The Missing Letters of Mrs Bright by Beth Miller
eBook review copy:
The Missing Letters of Mrs Bright by Beth Miller is a so-so novel about a woman having a mid-life crisis.
Kay Bright has been following the same routine day in and day out for
twenty-nine years. She works in her husband’s stationery shop, she
does the shopping and the cooking, she practices yoga, and every other
month she writes a letter to her best friend Bear (Ursula) who is living
in Australia. Every other month Bear sends a letter to Kay. They have
done this since they were teens and Bear moved to Australia. Kay is now
concerned because she hasn't heard from Bear in 6 months, that's three
missing letters. This is the impetus that causes Kay to pack a bag, take
her wedding ring off, and leave her husband. She is planning to travel
to see Bear, and then travel, hopefully going to Vienna. She feels like
life has passed her by, her husband is a bore, and she needs to escape
to do her own thing. In alternating chapters Kay's daughter Stella is
going through her own crisis - trying to find her way in the world.

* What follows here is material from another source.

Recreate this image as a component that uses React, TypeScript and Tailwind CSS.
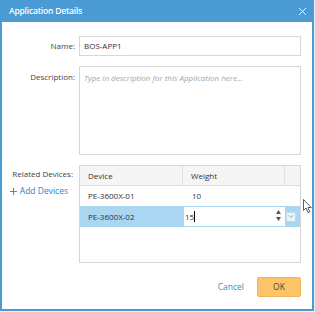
import { Plus, X, ChevronDown } from "lucide-react";

const font = { fontFamily: '"Open Sans", "Liberation Sans", sans-serif' };

export default function App() {
  return (
    <div className="relative w-[315px] h-[312px] bg-[#eef0f2] overflow-hidden" style={font}>
      <div className="flex flex-col w-[314px] h-[311px] bg-white border-x-2 border-b-2 border-[#4a9ad4]">
        <div className="flex items-center justify-between h-[22px] -mx-[2px] pl-[9px] pr-[5px] bg-[#4a9ad4] text-white">
          <span className="text-[8.5px] font-semibold tracking-[-0.2px]">Application Details</span>
          <X size={13} strokeWidth={1.6} />
        </div>

        <div className="flex flex-col gap-[10px] pt-[14px] pr-[11px] text-[8px] text-[#444]">
          <div className="flex items-center gap-[4px]">
            <label className="w-[73px] text-right">Name:</label>
            <div className="flex items-center flex-1 h-[20px] px-[4px] border border-[#d6d6d6] text-[#333]">BOS-APP1</div>
          </div>

          <div className="flex items-start gap-[4px]">
            <label className="w-[73px] pt-[5px] text-right">Description:</label>
            <div className="flex-1 h-[89px] px-[4px] pt-[5px] border border-[#d6d6d6] italic text-[#a5a5a5]">
              Type in description for this Application here...
            </div>
          </div>

          <div className="flex items-start gap-[4px]">
            <div className="flex flex-col items-end w-[73px] pt-[3px]">
              <span className="pr-[2px]">Related Devices:</span>
              <span className="flex items-center gap-[1px] pr-[7px] mt-[5px] text-[8.5px] text-[#2b84c8]">
                <Plus size={11} strokeWidth={2} />
                Add Devices
              </span>
            </div>
            <div className="flex flex-col flex-1 h-[98px] border border-[#d6d6d6] text-[#333]">
              <div className="flex h-[20px] bg-[#f5f5f5] border-b border-[#dcdcdc]">
                <div className="flex items-center w-[103px] pl-[8px] border-r border-[#e2e2e2]">Device</div>
                <div className="flex items-center w-[102px] pl-[8px] border-r border-[#e2e2e2]">Weight</div>
                <div className="flex-1" />
              </div>
              <div className="flex items-center h-[20px]">
                <div className="w-[103px] pl-[8px]">PE-3600X-01</div>
                <div className="pl-[9px]">10</div>
              </div>
              <div className="flex items-center h-[21px] bg-[#abd6f2]">
                <div className="w-[104px] pl-[8px]">PE-3600X-02</div>
                <div className="relative flex items-center w-[101px] h-[19px] bg-white">
                  <span className="pl-[1px]">15</span>
                  <span className="w-[1px] h-[11px] bg-black" />
                  <div className="absolute right-[4px] top-[3px] flex flex-col items-center leading-none">
                    <svg width="5" height="4" viewBox="0 0 5 4"><path d="M0 4 L2.5 0 L5 4 Z" fill="#555" /></svg>
                    <svg width="5" height="4" viewBox="0 0 5 4" className="mt-[3px]"><path d="M0 0 L2.5 4 L5 0 Z" fill="#555" /></svg>
                  </div>
                </div>
                <div className="flex items-center justify-center w-[10px] h-[10px] ml-[1px] bg-[#e8f3fb] border border-[#bfd8ea] text-[#4a7faa]">
                  <ChevronDown size={9} strokeWidth={1.6} />
                </div>
              </div>
            </div>
          </div>

          <div className="flex items-center justify-end gap-[13px] mt-[4px]">
            <span className="text-[8.5px] text-[#3d8ac4]">Cancel</span>
            <button className="w-[44px] h-[20px] rounded-[2px] bg-[#fdc56a] border border-[#f2b455] text-[8.5px] text-[#444]">OK</button>
          </div>
        </div>
      </div>

      <svg className="absolute left-[303px] top-[199px]" width="10" height="15" viewBox="0 0 10 15">
        <path d="M0.5 0.5 L0.5 11.5 L3 9 L5 13.5 L6.8 12.7 L4.8 8.5 L8.2 8.5 Z" fill="white" stroke="#333" strokeWidth="0.8" strokeLinejoin="round" />
      </svg>
    </div>
  );
}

What appealed to me was the epistolary aspect of the novel. Generally I
like novels that tell part of the story through letters (or emails,
texts, etc.). They did add to the plot, but not quite as much as I
anticipated. Kay's reaction to not hearing from Bear was over-the-top
nonsensical. Maybe Bear doesn't reply to emails or is hard to get a hold
of on the phone. If her friendship means this much to you, Keep Trying.
In the end, the life long friendship actually seemed a shallow one. Kay
didn't even seem to have a real deep friendship with her other
"best"friend, Rose. I was certainly expecting there to be more behind
her leaving than the reasons given. She is able to talk and perhaps it
would have behooved her to use her words and talk to her husband. She
also was strangely competent and comfortable traveling for someone who
longed to do it but hadn't done so for over 30 years.
I don't actually even know why I finished this novel as I generally
don't like romance novels. I guess I was anticipating some depth of
character and emotions that were both sorely lacking. Kay is a selfish,
self-centered, annoying woman who seemed to have the missed boarding the
maturity and deep-thinking boat years ago. Obviously this was not the
novel for me. I actually bumped it up to two stars because it was so
obviously a bad choice for me and lots of readers liked it. FYI: Don't
fall for the hype; it is not as good as Eleanor Oliphant is Completely Fine, A Man
Called Ove, and The Unlikely Pilgrimage of Harold Fry.
My review copy was courtesy of Bookouture.